Padahal, RJ Lino sudah ditetapkan sebagai tersangka sejak lima tahun lalu atau tepatnya Desember 2015.
“Kendalanya memang dari perhitungan kerugian negara di mana BPK itu meminta agar ada dokumen atau harga pembanding terhadap alat tersebut,” kata Alex dalam konferensi pers penahanan RJ Lino yang ditayangkan di akun YouTube KPK RI, Jumat, 26 Maret.
Dia mengungkapkan, KPK sebenarnya sudah mencoba cara untuk mendapatkan data pendukung agar RJ Lino bisa segera ditahan. Bahkan, KPK pernah meminta bantuan pihak inspektorat dari China.
“Waktu itu ada inspektorat dari China ke KPK itu juga sudah kami sampaikan bahwa kami membutuhkan berapa sih sesungguhnya harga QCC tersebut yang dijual oleh HDHM,” ungkapnya.
Tak hanya itu, pada 2018 lalu sebenarnya pimpinan KPK periode sebelumnya yaitu Ketua KPK Agus Rahardjo dan Wakil Ketua KPK Laode M Syarif sudah pernah berangkat ke China dan dijanjikan akan bertemu dengan menteri atau jaksa agung di sana. “Tapi pada saat terakhir ketika mau bertemu dibatalkan,” jelasnya.
Sehingga, kendala inilah yang akhirnya dihadapi oleh KPK sebelum menahan RJ Lino. Selain itu, kesulitan lainnya adalah saat Badan Pemeriksa Keuangan (BPK) menuntut adanya dokumen atau data yang dibutuhkan dalam penghitungan kerugian negara.
“Di sisi lain penyidik kesulitan mendapatkan harga qcc atau setidaknya harga pembanding. Kalau, misalnya HDHM menjual ke negara lain itu bisa dibandingkan sehingga itu bisa menjadi dasar perhitungan negara,” tegas Alex.
BACA JUGA:
Akhirnya, KPK memutuskan menggunakan ahli dari Institut Teknologi Bandung (ITB) untuk menghitung harga pokok produksi dari Quay Container Crane (QCC) di PT Pelindo II. Hasilnya, berdasarkan ahli memang terjadi selisih dalam pengadaan tersebut.
“Terjadi selisih yang signifikan dibandingkan dengan harga yang dibeli dari Pelindo ke HDHM yang sebesar 15 juta dolar Amerika. kontraknya segitu.
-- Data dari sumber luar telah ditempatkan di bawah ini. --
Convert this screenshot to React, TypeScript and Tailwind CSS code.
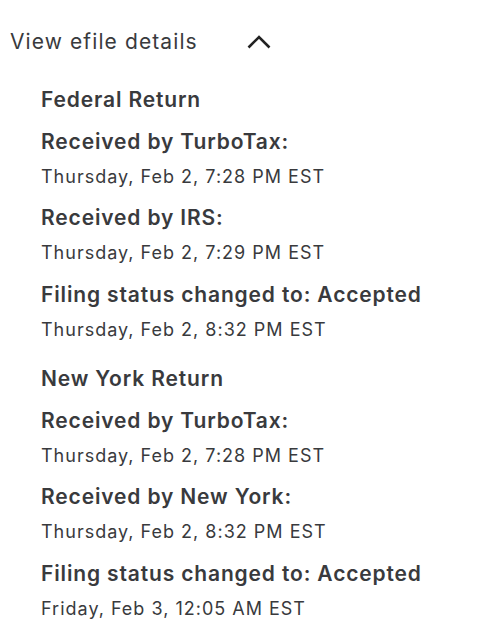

Sementara ahli dari ITB, mungkin termasuk ongkos angkut ke sini secara total 10 juta dolar Amerika Serikat,” kata Alex.
“Jadi ada perbedaan sekitar 5 juta dolar Amerika,” imbuhnya.
Diberitakan sebelumnya, RJ Lino diduga melakukan penunjukkan langsung terhadap perusahaan asal China yaitu HuaDong Heavy Machinery (HDHM) dalam pengadaan tiga unit QCC di PT Pelindo II.
Atas perbuatannya, RJ Lino lantas disangkakan melanggar Pasal 2 ayat (1) dan/atau Pasal 3 UndangUndang Nomor 31 Tahun 1999 tentang Pemberantasan Tindak Pidana Korupsi sebagaimana telah diubah dengan Undang-Undang Nomor 20 Tahun 2001 tentang Perubahan Atas Undang-Undang Nomor 31 Tahun 1999 tentang Pemberantasan Tindak Pidana Korupsi Jo Pasal 55 ayat (1) ke-1 KUHP.